There are a lot of characters here, many with increasingly disparate motivations keeping them on the run, but this isn’t a hard film to follow. The screenwriter here is Brian Helgeland, whose best scripts involve the clashes between multiple characters to provide the story’s thrills instead of typical action scenes. He’s the man who penned ‘Mystic River’ and ‘L.A. Confidential’, and with ‘Green Zone’ he resorts to typecasting and a relentless series of plot points to keep its pace up.

We find out very little about the backstories of the characters, but in a way that only adds to the realism. How much is really known about the army men and politicians who report about a war’s ‘progress’ on the news? Like Damon’s character, we’re being given segments of a bigger picture. Rank dictates your knowledge in this situation. Greengrass follows this formula of dripping out narrative points as he goes along, keeping his scenes brief and vital before cutting away to a different angle on the story to continuously slow us the bigger picture.

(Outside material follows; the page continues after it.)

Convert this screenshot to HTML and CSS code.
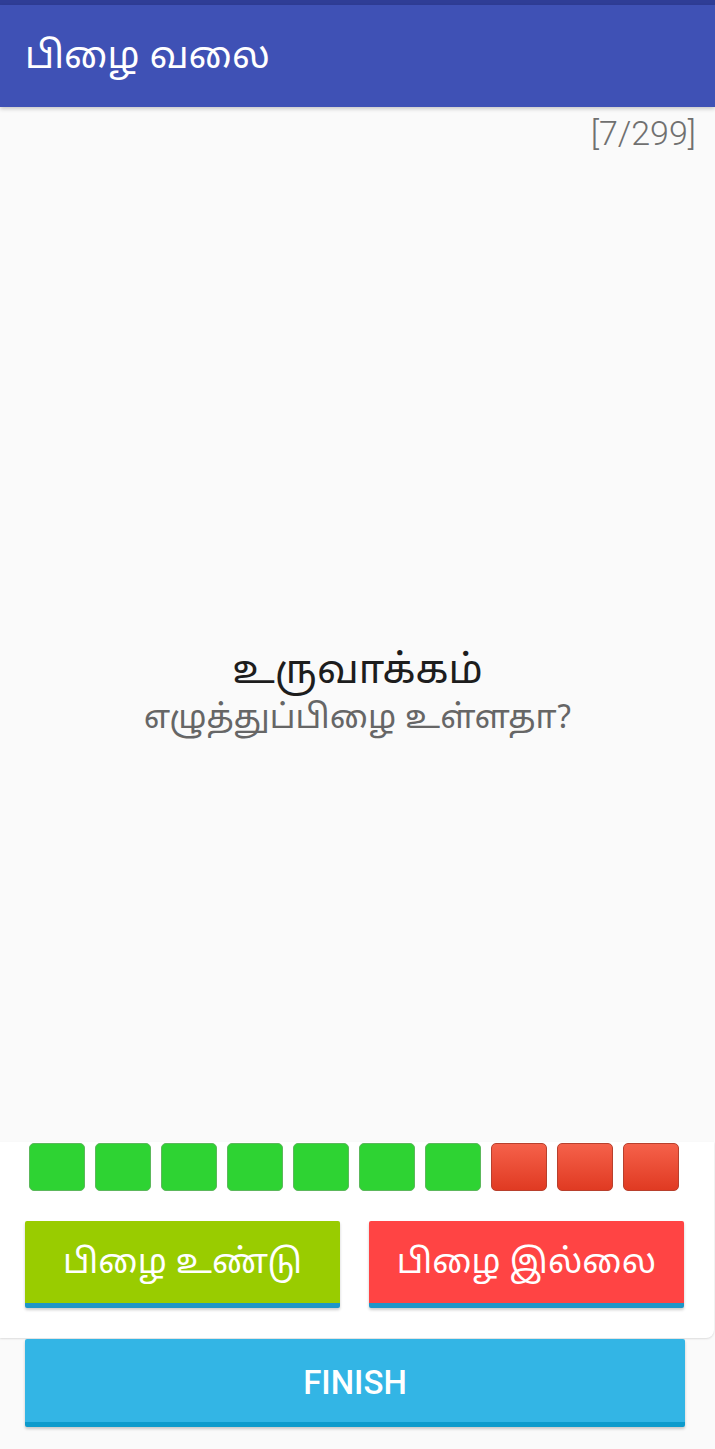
FILE: index.html
```html
<!DOCTYPE html>
<html lang="ta">
<head>
<meta charset="utf-8">
<link rel="stylesheet" href="styles.css">
</head>
<body>
<div class="status"></div>
<header class="appbar"><h1 class="title">பிழை வலை</h1></header>
<main class="content">
  <div class="counter">[7/299]</div>
  <div class="question">
    <div class="word">உருவாக்கம்</div>
    <div class="prompt">எழுத்துப்பிழை உள்ளதா?</div>
  </div>
</main>
<section class="panel">
  <div class="squares">
    <span class="sq ok"></span><span class="sq ok"></span><span class="sq ok"></span><span class="sq ok"></span><span class="sq ok"></span><span class="sq ok"></span><span class="sq ok"></span><span class="sq bad"></span><span class="sq bad"></span><span class="sq bad"></span>
  </div>
  <div class="answers">
    <button class="btn btn-yes">பிழை உண்டு</button>
    <button class="btn btn-no">பிழை இல்லை</button>
  </div>
</section>
<div class="finish-wrap"><button class="btn btn-finish">FINISH</button></div>
</body>
</html>
```

FILE: styles.css
```css
* { box-sizing: border-box; }
html, body { margin: 0; padding: 0; }
body {
  width: 715px;
  height: 1449px;
  background: #fafafa;
  font-family: "Noto Sans Tamil", "Lohit Tamil", "Noto Sans", Roboto, sans-serif;
  display: flex;
  flex-direction: column;
  overflow: hidden;
}
.status { height: 5px; background: #2f3d96; }
.appbar {
  height: 102px;
  background: #3f51b5;
  display: flex;
  align-items: center;
  padding: 0 25px;
  box-shadow: 0 2px 4px rgba(0,0,0,0.2);
  position: relative;
  z-index: 1;
}
.title {
  margin: 0;
  color: #fff;
  font-size: 37.5px;
  font-weight: 400;
  padding-top: 4px;
}
.content {
  flex: 1;
  display: flex;
  flex-direction: column;
}
.counter {
  align-self: flex-end;
  margin: 7px 19px 0 0;
  font-family: Roboto, "Noto Sans", sans-serif;
  font-size: 34px;
  font-weight: 300;
  color: #707070;
  line-height: 38px;
}
.question {
  flex: 1;
  display: flex;
  flex-direction: column;
  align-items: center;
  justify-content: center;
  padding-top: 96px;
}
.word { font-size: 40px; color: #1d1d1d; line-height: 50px; }
.prompt { font-size: 33px; color: #666; line-height: 44px; }
.panel {
  background: #fff;
  border-radius: 0 0 8px 0;
  box-shadow: 0 1px 2px rgba(0,0,0,0.12);
  padding: 1px 0 30px 0;
  margin-right: 1px;
}
.squares {
  display: flex;
  gap: 10px;
  padding-left: 29px;
}
.sq {
  width: 56px;
  height: 48px;
  border-radius: 5px;
}
.sq.ok { background: #2ed333; border: 1px solid #5cb85c; }
.sq.bad { background: linear-gradient(#f5614a, #e03a22); border: 1px solid #b8402d; }
.answers {
  display: flex;
  justify-content: space-between;
  padding: 30px 30px 0 25px;
}
.btn {
  border: none;
  color: #fff;
  font-family: inherit;
  border-radius: 2px;
  box-shadow: 0 2px 3px rgba(0,0,0,0.2);
}
.btn-yes, .btn-no {
  width: 315px;
  height: 87px;
  font-size: 34px;
  border-bottom: 5px solid #1e96c8;
  padding: 4px 0 0 0;
}
.btn-yes { background: #99cc00; }
.btn-no { background: #ff4444; }
.finish-wrap { padding: 1px 30px 22px 25px; }
.btn-finish {
  width: 660px;
  height: 88px;
  background: #33b5e5;
  border-bottom: 5px solid #0e9bcc;
  font-family: Roboto, "Noto Sans", sans-serif;
  font-size: 33px;
  font-weight: 500;
  padding: 4px 0 0 0;
}
```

Green zone - greg kinnear amy ryan kinear


Greengrass’ kinetic handheld camera direction (which kept audiences queasy during the ‘Bourne’ films) here has a documentary-like, almost real-time feel. His quick moving camera allows the audience to digest a lot of detail such as the subtle differences in costume of the characters - Damon’s clean army outfit, Kinnear’s completely impractical dark businessman attire and Gleeson’s CIA man bridging the gap between bureaucrat and grunt by hovering in the middle with a creased tan jacket and open collar shirt.

Ridley Scott’s ‘Body of Lies’, a similar film involving misinformation and international intrigue in Jordan, was stronger throughout and developed an intriguing character bond between Leonardo DiCaprio’s dogged terrorist hunter and Russell Crowe’s lazy CIA boss back in America casually feeding him orders in-between phone calls and dropping his kids off at school. This film wisely severs the link back to the States and gives more screen time to Iraq military men on the run, trying to find a stake in their own country while misinformation encircles them.

Green zone - matt damon -


‘Green Zone’ is very well made, but it’s hard to invest in any of the characters because they’re painted so thinly and the plot relies on too many coincidences. When the third act culminates in a footchase involving half of the principle cast all turning up in the same desolate place, it all feels a bit too tidy.

Ultimately, ‘Green Zone’ remains engaging thanks to its blend of fact and fiction, and comes off as being preachy and thrilling in equal measure without adding clichés like half-baked romance subplot for the sake of it. Just don’t go in expecting Bourne in Baghdad.